You don’t want to buy into resistance. Once it hits a resistance, there’s potential for a little bit of a pullback. So, even within an uptrend, buying into a resistance just doesn’t make logical sense, even if you’re going to buy it in an uptrend, you want to wait for a dip to support. Now, obviously that provides lower risk, but not a no-risk scenario. We could always go down to the next support. So, that at least provides us a lower risk opportunity than it would be for buying all the way into resistance.
Now, we can continue to watch for clues to resistance and reversal also, but for the time being, I don’t think we have sufficient evidence of that here on the USDJPY. I think we still see clues to the uptrend here for the USDJPY. And continuing above the purple-shaded area that you see here into the 104.20, 104.40-level, we would see it back to the highest highs, into the 105-level. And then of course a break above that blue zone, we’re into multi-year highs, back into the upper-105s, towards the 106-level as we look for a breakout of that last resistance.
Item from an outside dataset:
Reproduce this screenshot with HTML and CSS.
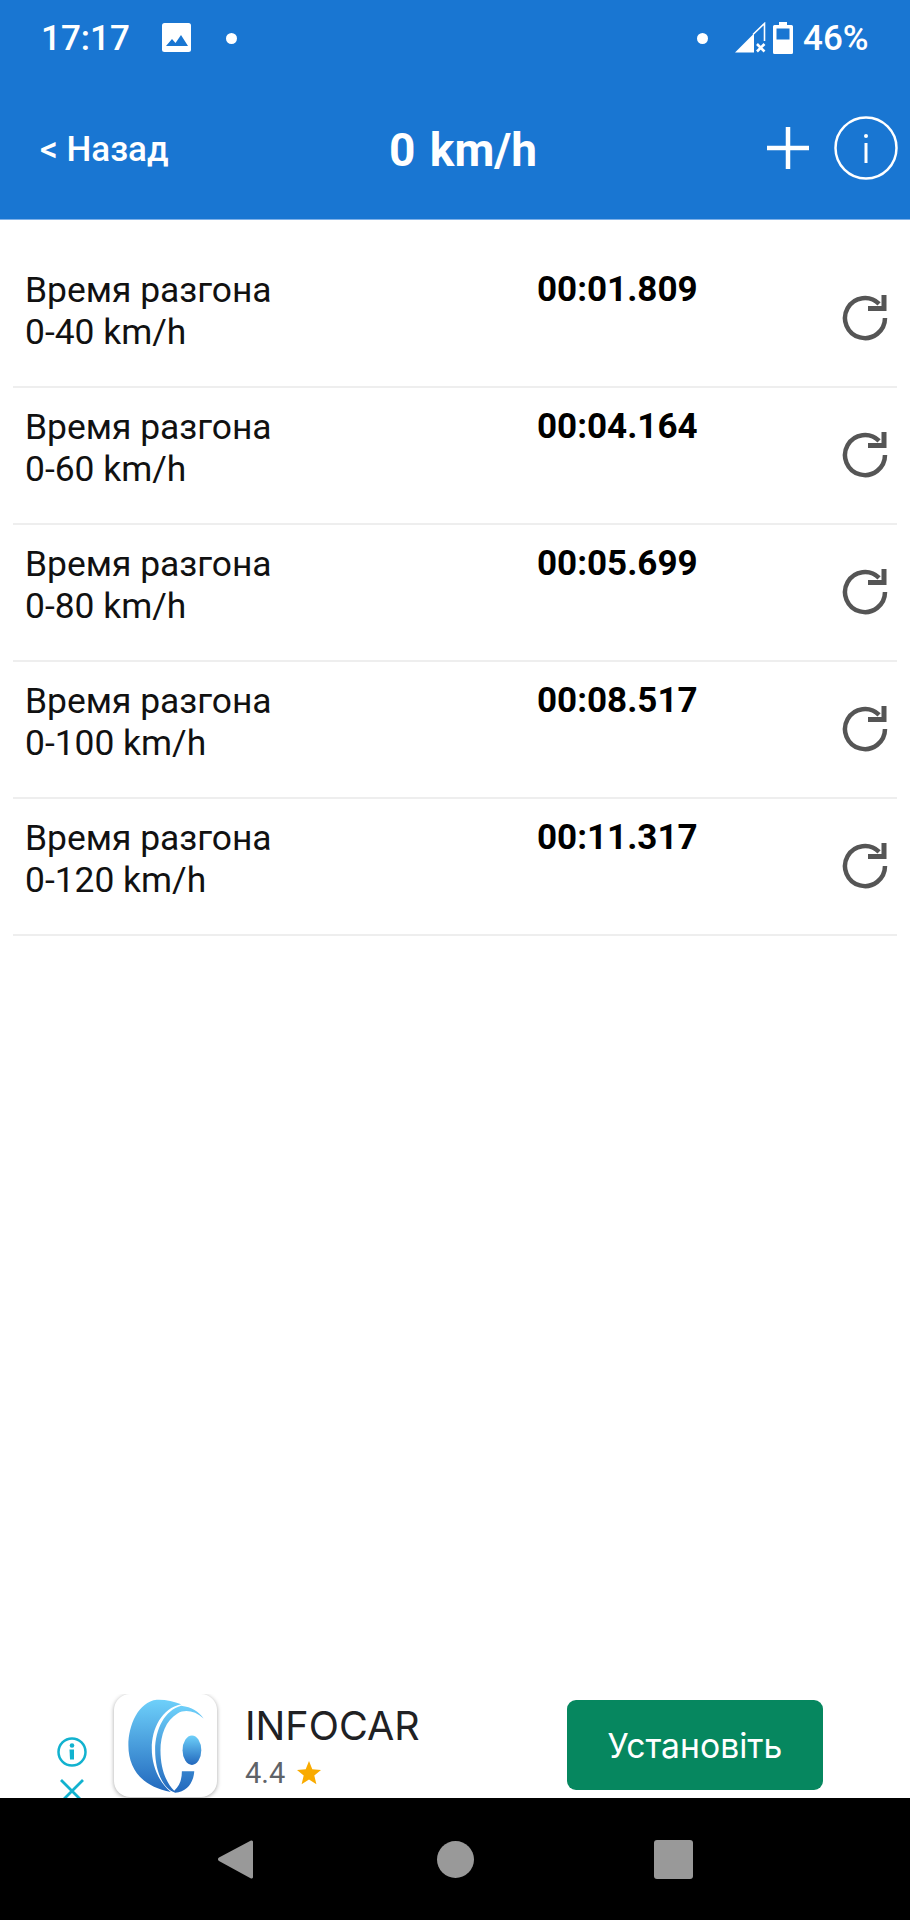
FILE: index.html
```html
<!DOCTYPE html>
<html lang="ru">
<head>
<meta charset="utf-8">
<title>0 km/h</title>
<link rel="stylesheet" href="styles.css">
</head>
<body>
<div class="screen">
  <header class="appbar">
    <div class="status">
      <span class="clock">17:17</span>
      <svg class="ic-photo" viewBox="0 0 29 29"><rect width="29" height="29" rx="2.5" fill="#fff"/><path d="M4 23l6-7 3.500 4L19 12l7 11z" fill="#1976d2"/></svg>
      <span class="dot dot-left"></span>
      <span class="dot dot-right"></span>
      <svg class="ic-signal" viewBox="0 0 33 32"><path d="M1 30.500L20 11.500V30.500z" fill="#fff"/><path d="M19 12.500L30.500 1.500V19" fill="none" stroke="#fff" stroke-width="1.600"/><path d="M23 22l7.500 7.500m0-7.500L23 29.500" stroke="#fff" stroke-width="2.600"/></svg>
      <svg class="ic-battery" viewBox="0 0 20 32"><path d="M6 0h8v3h4.500a1.500 1.500 0 0 1 1.500 1.500V30.500a1.500 1.500 0 0 1-1.500 1.500H1.500A1.500 1.500 0 0 1 0 30.500V4.500A1.500 1.500 0 0 1 1.500 3H6z" fill="#fff"/><rect x="3.500" y="6.500" width="13" height="11" fill="#1976d2"/></svg>
      <span class="pct">46%</span>
    </div>
    <div class="toolbar">
      <span class="back">&lt; Назад</span>
      <span class="title">0 km/h</span>
      <div class="actions">
        <svg class="ic-plus" viewBox="0 0 42 42"><path d="M21 0v42M0 21h42" stroke="#fff" stroke-width="4.500" fill="none"/></svg>
        <svg class="ic-info" viewBox="0 0 64 64"><circle cx="32" cy="32" r="30.500" stroke="#fff" stroke-width="2.500" fill="none"/><path d="M32 27v20" stroke="#fff" stroke-width="3"/><circle cx="32" cy="20" r="2" fill="#fff"/></svg>
      </div>
    </div>
  </header>

  <main class="list">
    <div class="row">
      <div class="label">Время разгона<br>0-40 km/h</div>
      <div class="time">00:01.809</div>
      <svg class="ic-reload" viewBox="0 0 46 46"><path d="M43 23A20 20 0 1 1 37.100 8.900" fill="none" stroke="#555" stroke-width="4.500"/><path d="M26 13.500H42V0" fill="none" stroke="#555" stroke-width="5"/></svg>
    </div>
    <div class="row">
      <div class="label">Время разгона<br>0-60 km/h</div>
      <div class="time">00:04.164</div>
      <svg class="ic-reload" viewBox="0 0 46 46"><path d="M43 23A20 20 0 1 1 37.100 8.900" fill="none" stroke="#555" stroke-width="4.500"/><path d="M26 13.500H42V0" fill="none" stroke="#555" stroke-width="5"/></svg>
    </div>
    <div class="row">
      <div class="label">Время разгона<br>0-80 km/h</div>
      <div class="time">00:05.699</div>
      <svg class="ic-reload" viewBox="0 0 46 46"><path d="M43 23A20 20 0 1 1 37.100 8.900" fill="none" stroke="#555" stroke-width="4.500"/><path d="M26 13.500H42V0" fill="none" stroke="#555" stroke-width="5"/></svg>
    </div>
    <div class="row">
      <div class="label">Время разгона<br>0-100 km/h</div>
      <div class="time">00:08.517</div>
      <svg class="ic-reload" viewBox="0 0 46 46"><path d="M43 23A20 20 0 1 1 37.100 8.900" fill="none" stroke="#555" stroke-width="4.500"/><path d="M26 13.500H42V0" fill="none" stroke="#555" stroke-width="5"/></svg>
    </div>
    <div class="row">
      <div class="label">Время разгона<br>0-120 km/h</div>
      <div class="time">00:11.317</div>
      <svg class="ic-reload" viewBox="0 0 46 46"><path d="M43 23A20 20 0 1 1 37.100 8.900" fill="none" stroke="#555" stroke-width="4.500"/><path d="M26 13.500H42V0" fill="none" stroke="#555" stroke-width="5"/></svg>
    </div>
  </main>

  <aside class="ad">
    <div class="ad-choices">
      <svg class="ic-adinfo" viewBox="0 0 30 30"><circle cx="15" cy="15" r="13.500" fill="none" stroke="#12b2cf" stroke-width="2.500"/><circle cx="15" cy="8.500" r="2.300" fill="#12b2cf"/><path d="M12.500 12.500h4.500v10h-4z" fill="#12b2cf"/></svg>
      <svg class="ic-adclose" viewBox="0 0 24 24"><path d="M1 1l22 22M23 1L1 23" stroke="#12b2cf" stroke-width="2.800"/></svg>
    </div>
    <div class="ad-logo">
      <svg viewBox="42 27 308 308">
        <defs><linearGradient id="tire" x1="0" y1="0" x2="0" y2="1"><stop offset="0" stop-color="#6ed0fa"/><stop offset="1" stop-color="#2268bd"/></linearGradient></defs>
        <path d="M170 44C115 50 85 120 85 180C85 255 130 305 212 320C175 290 155 240 155 190C155 130 185 70 243 58C220 48 195 43 170 44Z" fill="url(#tire)"/>
        <path d="M243 62C275 66 295 80 310 100C285 78 255 72 232 85C197 105 181 150 181 195C181 245 195 290 222 316C240 300 245 280 245 258L282 258C280 290 262 320 225 322C190 312 165 260 165 195C165 130 195 75 243 62Z" fill="url(#tire)"/>
        <ellipse cx="275" cy="195" rx="28" ry="44" fill="url(#tire)"/>
      </svg>
    </div>
    <div class="ad-text">
      <div class="ad-name">INFOCAR</div>
      <div class="ad-rating">4.4
        <svg class="ic-star" viewBox="0 0 24 24"><path d="M12 0l3.300 8.300 8.700.6-6.700 5.600 2.100 8.700L12 18.500l-7.400 4.700 2.100-8.700L0 8.900l8.700-.6z" fill="#f9ab00"/></svg>
      </div>
    </div>
    <div class="ad-btn">Установіть</div>
  </aside>

  <nav class="navbar">
    <svg class="ic-navback" viewBox="0 0 36 41"><path d="M34 1.500L2 18.500a2 2 0 0 0 0 3.500L34 39.500a1.500 1.500 0 0 0 2-1.500V3a1.500 1.500 0 0 0-2-1.500z" fill="#999"/></svg>
    <span class="nav-home"></span>
    <span class="nav-recent"></span>
  </nav>
</div>
</body>
</html>
```

FILE: styles.css
```css
* { box-sizing: border-box; }
html, body { margin: 0; padding: 0; background: #fff; }
body { font-family: Roboto, "Liberation Sans", sans-serif; }

.screen {
  width: 910px;
  height: 1920px;
  display: flex;
  flex-direction: column;
  overflow: hidden;
}

.appbar {
  height: 220px;
  background: #1976d2;
  border-bottom: 1px solid #7fb1e8;
  color: #fff;
  flex: none;
}

.status {
  height: 76px;
  display: flex;
  align-items: center;
  padding-left: 41px;
}
.clock { font-size: 35px; font-weight: 500; width: 121px; }
.ic-photo { width: 29px; height: 29px; margin-top: -1px; }
.dot { width: 11px; height: 11px; border-radius: 50%; background: #fff; flex: none; }
.dot-left { margin-left: 35px; }
.dot-right { margin-left: 460px; }
.ic-signal { width: 33px; height: 32px; margin-left: 26px; }
.ic-battery { width: 20px; height: 32px; margin-left: 6px; margin-top: -1px; }
.pct { font-size: 35px; font-weight: 500; margin-left: 10px; }

.toolbar {
  height: 143px;
  display: flex;
  align-items: center;
  padding-top: 4px;
  padding-left: 40px;
  padding-right: 12px;
}
.back { font-size: 35px; font-weight: 500; width: 349px; }
.title { font-size: 46px; font-weight: 700; word-spacing: 3px; }
.actions {
  margin-left: auto;
  margin-top: -4px;
  display: flex;
  align-items: center;
  gap: 25px;
}
.ic-plus { width: 42px; height: 42px; }
.ic-info { width: 64px; height: 64px; }

.list {
  flex: 1;
  padding-top: 31px;
  margin: 0 13px;
}
.row {
  height: 137px;
  display: flex;
  align-items: flex-start;
  padding: 18px 9px 0 12px;
  border-bottom: 2px solid #eeeeee;
}
.label {
  width: 512px;
  font-size: 35.4px;
  line-height: 42px;
  color: #111;
}
.time {
  font-size: 35px;
  line-height: 42px;
  font-weight: 700;
  color: #000;
}
.ic-reload { width: 46px; height: 46px; margin-left: auto; margin-top: 26px; }

.ad {
  height: 104px;
  flex: none;
  display: flex;
  align-items: flex-start;
  padding-left: 57px;
  padding-right: 87px;
  overflow: hidden;
}
.ad-choices {
  width: 30px;
  display: flex;
  flex-direction: column;
  align-items: center;
  padding-top: 43px;
  gap: 12px;
  flex: none;
}
.ic-adinfo { width: 30px; height: 30px; }
.ic-adclose { width: 24px; height: 24px; }
.ad-logo {
  width: 103px;
  height: 103px;
  margin-left: 27px;
  border-radius: 16px;
  background: #fff;
  box-shadow: 0 1px 4px rgba(0, 0, 0, .35);
  flex: none;
}
.ad-logo svg { width: 103px; height: 103px; display: block; }
.ad-text { margin-left: 28px; padding-top: 9px; }
.ad-name { font-family: Inter, sans-serif; font-size: 39.5px; line-height: 46px; color: #202124; }
.ad-rating {
  font-family: Roboto, sans-serif;
  font-size: 29px;
  line-height: 34px;
  margin-top: 7px;
  color: #5f6368;
  display: flex;
  align-items: center;
  gap: 12px;
}
.ic-star { width: 24px; height: 24px; }
.ad-btn {
  margin-left: auto;
  margin-top: 6px;
  width: 256px;
  height: 90px;
  border-radius: 9px;
  background: #06875f;
  color: #fff;
  font-family: Inter, sans-serif;
  font-size: 33.7px;
  display: flex;
  align-items: center;
  justify-content: center;
}

.navbar {
  height: 122px;
  flex: none;
  background: #000;
  display: flex;
  align-items: center;
  padding-left: 217px;
}
.ic-navback { width: 36px; height: 41px; }
.nav-home { width: 37px; height: 37px; border-radius: 50%; background: #999; margin-left: 184px; }
.nav-recent { width: 39px; height: 39px; border-radius: 3px; background: #999; margin-left: 180px; }
```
Now, if we get back underneath supports and we start to see lower highs and lower lows, then of course we’ll look for reversal once again for this pair. But until then, I’m going to start focusing my efforts on buying on dips into support, or I should say continuing my efforts for buying on dips into support as I have been from down here into the blue zone and the pink-shaded area at the bottom of the range.
Now that we see that, let’s zoom it in a little bit, still staying on the Daily Chart. I’ve taken a couple of different fib ranges. The high here in the middle, in the green-shaded area, down to the low. The highest high, down to the low. This low right here, where the blue trend line is, to the highest high. And taking Fibonacci of all of those ranges, we see some overlap here where the Fibonacci levels come into congestion right around the 103.65-level. That’s the bottom of our orange-shaded area. And obviously on the left-hand side, that orange-shaded area showed resistance on the left-hand side of the chart.
If I scroll it back in time just a little bit further, you could see resistance here. You could even go back and see some support and resistance on the left-hand side of the chart. So, that entire orange-shaded area has been clearly resistance and support back in the past. So, we take it back into current time. We could see that along with those Fibonacci levels. So, our first opportunity I think today for new buying opportunities is here into the 103.65-level. As close as possible to that reduces your risk. What’s the risk? The risk is that it breaks underneath that orange-shaded area and continues to go back down to the next support.
The next support of course is the green-shaded area, which was our resistance within our longer-term range since January of this year. That’s back down into the 103.25-level. So, for the day today, I’m concentrating right there into the 103.60s as a support, new buying opportunities, and for the potential rally back towards the higher highs. If it breaks there, the next potential support that we’ll look at will be the green zone. And of course if it breaks there, we could be looking for a return of the sellers in the downtrend.
Forex Black Book trend bar is green. That also provides us some uptrend bias here for this currency pair. We know that that helps us identify the trend and momentum of the currency pair, and we could see it’s green for an uptrend bias.
Let’s take all that information down to the 4-Hour Chart. Get it back to our current time here on the 4-Hour. Here we are settled out into the bottom of the orange zone. We could see that support developing over the past few days. Again, if you’re looking for a new buy in the direction of the trend, you’re about at your very lowest risk, highest reward opportunity risk probably is just underneath this last low right here. That last low of that candle is 103.50, so you could go to 45 or so. So, you’re only looking at about maybe a 20 to 25 pip stop if you’re looking for a buy here and you’re targeting at minimum back to the purple-shaded area and a continuation of the uptrend, which would be for a new higher high above the purple zone, which we already know is that blue zone up closer towards the 105-level.
Again, if it breaks here, you wait for it to go back down towards the green zone and, again, in the direction of the trend. The green becomes your next buying opportunity for it to go back up in the direction of the trend. If you’re looking for reversal clues or reversal indicators, I don’t think we have sufficient evidence of that yet, but an open and close breakout under the orange zone may give you enough momentum to take it back down to the green zone if you’re looking for a sell.
Forex Black Book trend bar being green. Of course we’re looking for new green or buy signals. I don’t know if this has been a deep enough dip to see a new green arrow. I do think that the longer it stays here in the mid-103s, the bottom of the orange-shaded area is more likely over time to see a new green arrow. It could be today. It could be even into tomorrow. But for the most part, I’m looking for buys in the direction of our current trend a momentum, which has been up into support, which is first off the orange-shaded area, then the green-shaded area, targeting the purple zone, and then higher above there we’d go all the way back up towards 105 for the USDJPY this week.